**RECORDS SHOWN**
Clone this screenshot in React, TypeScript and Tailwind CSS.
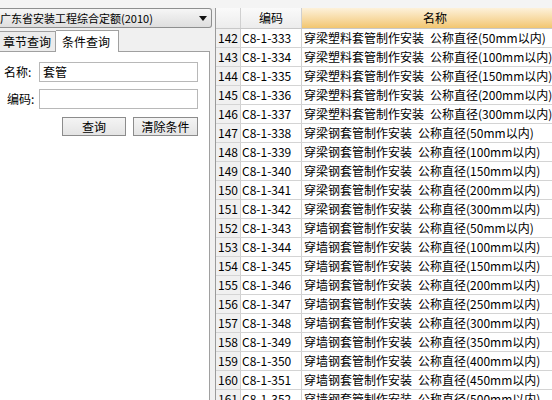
import React from 'react';

type Row = { no: number; code: string; name: string; size: number };

const rows: Row[] = [
  { no: 142, code: 'C8-1-333', name: '穿梁塑料套管制作安装', size: 50 },
  { no: 143, code: 'C8-1-334', name: '穿梁塑料套管制作安装', size: 100 },
  { no: 144, code: 'C8-1-335', name: '穿梁塑料套管制作安装', size: 150 },
  { no: 145, code: 'C8-1-336', name: '穿梁塑料套管制作安装', size: 200 },
  { no: 146, code: 'C8-1-337', name: '穿梁塑料套管制作安装', size: 300 },
  { no: 147, code: 'C8-1-338', name: '穿梁钢套管制作安装', size: 50 },
  { no: 148, code: 'C8-1-339', name: '穿梁钢套管制作安装', size: 100 },
  { no: 149, code: 'C8-1-340', name: '穿梁钢套管制作安装', size: 150 },
  { no: 150, code: 'C8-1-341', name: '穿梁钢套管制作安装', size: 200 },
  { no: 151, code: 'C8-1-342', name: '穿梁钢套管制作安装', size: 300 },
  { no: 152, code: 'C8-1-343', name: '穿墙钢套管制作安装', size: 50 },
  { no: 153, code: 'C8-1-344', name: '穿墙钢套管制作安装', size: 100 },
  { no: 154, code: 'C8-1-345', name: '穿墙钢套管制作安装', size: 150 },
  { no: 155, code: 'C8-1-346', name: '穿墙钢套管制作安装', size: 200 },
  { no: 156, code: 'C8-1-347', name: '穿墙钢套管制作安装', size: 250 },
  { no: 157, code: 'C8-1-348', name: '穿墙钢套管制作安装', size: 300 },
  { no: 158, code: 'C8-1-349', name: '穿墙钢套管制作安装', size: 350 },
  { no: 159, code: 'C8-1-350', name: '穿墙钢套管制作安装', size: 400 },
  { no: 160, code: 'C8-1-351', name: '穿墙钢套管制作安装', size: 450 },
  { no: 161, code: 'C8-1-352', name: '穿墙钢套管制作安装', size: 500 },
];

function QueryPanel() {
  return (
    <div className="w-[213px] shrink-0 flex flex-col">
      <div className="h-[20px] shrink-0 mr-[1px] flex items-center justify-between border border-l-0 border-[#8e8f8f] rounded-r-[3px] bg-gradient-to-b from-[#f6f6f6] to-[#dedede] pr-[4px]">
        <span className="text-[11px] leading-none text-black whitespace-nowrap">广东省安装工程综合定额(2010)</span>
        <svg width="8" height="5" viewBox="0 0 8 5"><path d="M0 0h8L4 5z" fill="#111" /></svg>
      </div>
      <div className="h-[22px] shrink-0 mt-[1px] flex items-end">
        <div className="h-[20px] w-[56px] border border-b-0 border-l-0 border-[#a0a0a0] bg-[#ececec] flex items-center pl-[3px] text-[12px] leading-none">章节查询</div>
        <div className="h-[22px] w-[63px] border border-b-0 border-l-0 border-[#a0a0a0] bg-white flex items-center pl-[6px] text-[12px] leading-none relative top-[1px] z-10">条件查询</div>
      </div>
      <div className="flex-1 w-[210px] bg-white border-t border-r border-[#a0a0a0] pt-[10px]">
        <div className="flex items-center h-[20px]">
          <span className="w-[39px] pl-[4px] text-[12px] leading-none">名称:</span>
          <div className="w-[159px] h-[20px] border border-[#b8b8b8] flex items-center pl-[3px] text-[12px] leading-none">套管</div>
        </div>
        <div className="flex items-center h-[20px] mt-[7px]">
          <span className="w-[39px] pl-[7px] text-[12px] leading-none">编码:</span>
          <div className="w-[159px] h-[20px] border border-[#b8b8b8]"></div>
        </div>
        <div className="flex mt-[8px] pl-[62px] gap-[7px]">
          <div className="w-[64px] h-[19px] border border-[#8c8c8c] bg-gradient-to-b from-[#f4f4f4] to-[#e4e4e4] flex items-center justify-center text-[12px] leading-none">查询</div>
          <div className="w-[65px] h-[19px] border border-[#8c8c8c] bg-gradient-to-b from-[#f4f4f4] to-[#e4e4e4] flex items-center justify-center text-[12px] leading-none">清除条件</div>
        </div>
      </div>
    </div>
  );
}

function Grid() {
  return (
    <div className="flex-1 ml-[2px] border-l border-[#9a9a9a] bg-white flex flex-col overflow-hidden">
      <div className="h-[21px] shrink-0 flex border-b border-[#c8c8c8] text-[12px] leading-none">
        <div className="w-[25px] shrink-0 border-r border-[#d0d0d0] bg-gradient-to-b from-[#fafafa] to-[#ececec]"></div>
        <div className="w-[61px] shrink-0 border-r border-[#d0d0d0] bg-gradient-to-b from-[#fafafa] to-[#ececec] flex items-center justify-center">编码</div>
        <div className="flex-1 bg-gradient-to-b from-[#fdf1da] to-[#f2c66f] flex items-center justify-center pl-[16px]">名称</div>
      </div>
      {rows.map((r) => (
        <div key={r.no} className="h-[19px] shrink-0 flex border-b border-[#d4d4d4] text-[12px] leading-none">
          <div className="w-[25px] shrink-0 border-r border-[#d0d0d0] bg-[#f0f0f0] flex items-center justify-end pr-[2px]">{r.no}</div>
          <div className="w-[61px] shrink-0 border-r border-[#d0d0d0] flex items-center pl-[1px]">{r.code}</div>
          <div className="flex-1 flex items-center pl-[2px] whitespace-pre">{r.name}{'\u2002'}公称直径({r.size}mm以内)</div>
        </div>
      ))}
    </div>
  );
}

export default function App() {
  return (
    <div
      className="w-[552px] h-[400px] overflow-hidden bg-[#f0f0f0] flex flex-col text-black"
      style={{ fontFamily: '"Noto Sans CJK SC", "Noto Sans", sans-serif' }}
    >
      <div className="h-[8px] shrink-0 bg-[#f4f4f4]"></div>
      <div className="flex-1 flex min-h-0">
        <QueryPanel />
        <Grid />
      </div>
    </div>
  );
}
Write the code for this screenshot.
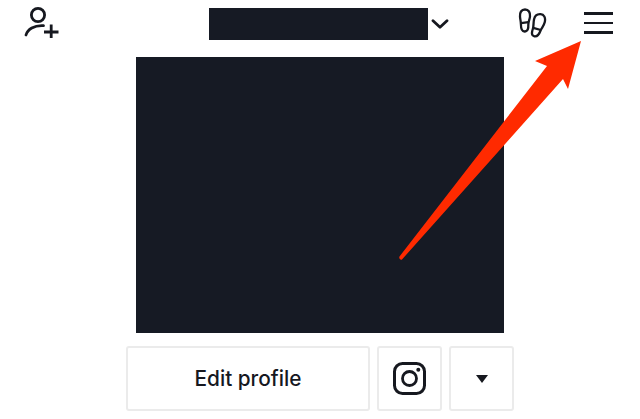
<template>
  <div class="profile">
    <header class="top-bar">
      <svg class="add-user" width="38" height="34" viewBox="0 0 38 34" fill="none" stroke="#16181f" stroke-width="2.8">
        <circle cx="15" cy="11" r="6.600" />
        <path d="M3 31 C4.500 25.500 11 21 20.500 21.600" stroke-linecap="round" />
        <path d="M21 28h14.500M28.200 20.500v15" />
      </svg>
      <div class="account">
        <div class="account-name"></div>
        <svg class="chevron" width="18" height="10" viewBox="0 0 18 10" fill="none" stroke="#16181f" stroke-width="2.800" stroke-linecap="round" stroke-linejoin="round">
          <path d="M2 1.800 9 8.200 16 1.800" />
        </svg>
      </div>
      <svg class="steps" width="30" height="30" viewBox="0 0 30 30" fill="none" stroke="#16181f" stroke-width="2.300">
        <path d="M8 1.500C4.300 1.500 2.700 4.500 3 8.500 3.200 11.500 3.900 13.500 3.900 16 3.900 19.500 4 23.500 7.500 23.500 11 23.500 11.500 20 11.300 17 11.100 14.500 12.700 11.500 13 8.500 13.300 4.500 11.700 1.500 8 1.500Z" />
        <path d="M4 15.200 11.400 14.200" />
        <path d="M23.500 6.200C27 6.400 28.800 9.500 27.800 14 27 17.500 25 19.500 23.800 22 22.500 25.500 21 29 17.500 28.300 14 27.500 14.800 24 15.800 21 16.800 18 16.300 15 17 11.500 17.700 8 20 6 23.500 6.200Z" />
        <path d="M16.200 19.800 23.800 22" />
      </svg>
      <div class="menu">
        <span></span>
        <span></span>
        <span></span>
      </div>
    </header>

    <div class="photo"></div>

    <div class="actions">
      <button class="btn edit">Edit profile</button>
      <button class="btn square">
        <svg width="34" height="34" viewBox="0 0 34 34" fill="none" stroke="#16181f">
          <rect x="1.500" y="1.500" width="30" height="30" rx="8" stroke-width="3" />
          <circle cx="16.500" cy="16.500" r="7" stroke-width="2.800" />
          <circle cx="25.300" cy="7.700" r="2" fill="#16181f" stroke="none" />
        </svg>
      </button>
      <button class="btn square">
        <span class="caret"></span>
      </button>
    </div>

    <svg class="pointer" width="640" height="419" viewBox="0 0 640 419">
      <path d="M581 41 535 61 547 66 399.500 256.500 C398.500 258.500 400.500 260.500 402 259.500 L563 79 568 89Z" fill="#ff2a00" />
    </svg>
  </div>
</template>

<style scoped>
.profile {
  position: relative;
  width: 640px;
  height: 419px;
  overflow: hidden;
  background: #fff;
  font-family: Inter, "Liberation Sans", sans-serif;
}
.top-bar {
  display: flex;
  align-items: flex-start;
  height: 57px;
  box-sizing: border-box;
  padding: 4px 27px 0 23px;
}
.add-user {
  flex: none;
}
.account {
  display: flex;
  align-items: center;
  gap: 3px;
  margin: 4px 0 0 148px;
}
.account-name {
  width: 219px;
  height: 32px;
  background: #161a24;
}
.chevron {
  flex: none;
}
.steps {
  flex: none;
  margin: 4px 0 0 68px;
}
.menu {
  display: flex;
  flex-direction: column;
  gap: 7px;
  width: 29px;
  margin: 8px 0 0 auto;
}
.menu span {
  display: block;
  height: 2.500px;
  background: #16181f;
}
.photo {
  width: 368px;
  height: 276px;
  margin: 0 auto;
  background: #161a24;
}
.actions {
  display: flex;
  gap: 7px;
  margin: 13px 0 0 126px;
}
.btn {
  display: flex;
  align-items: center;
  justify-content: center;
  box-sizing: border-box;
  height: 65px;
  padding: 0;
  background: #fff;
  border: 2px solid #ebebeb;
  border-radius: 3px;
  color: #16181f;
  font: inherit;
}
.edit {
  width: 244px;
  font-size: 20.800px;
  font-weight: 500;
}
.square {
  width: 65px;
}
.caret {
  width: 0;
  height: 0;
  border-left: 6.500px solid transparent;
  border-right: 6.500px solid transparent;
  border-top: 8px solid #16181f;
}
.pointer {
  position: absolute;
  top: 0;
  left: 0;
  pointer-events: none;
}
</style>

**REQUEST**
All lines that include "React" are to be gathered and copied.

**RESPONSE**
Clone this screenshot in React, TypeScript and Tailwind CSS.
import React from 'react';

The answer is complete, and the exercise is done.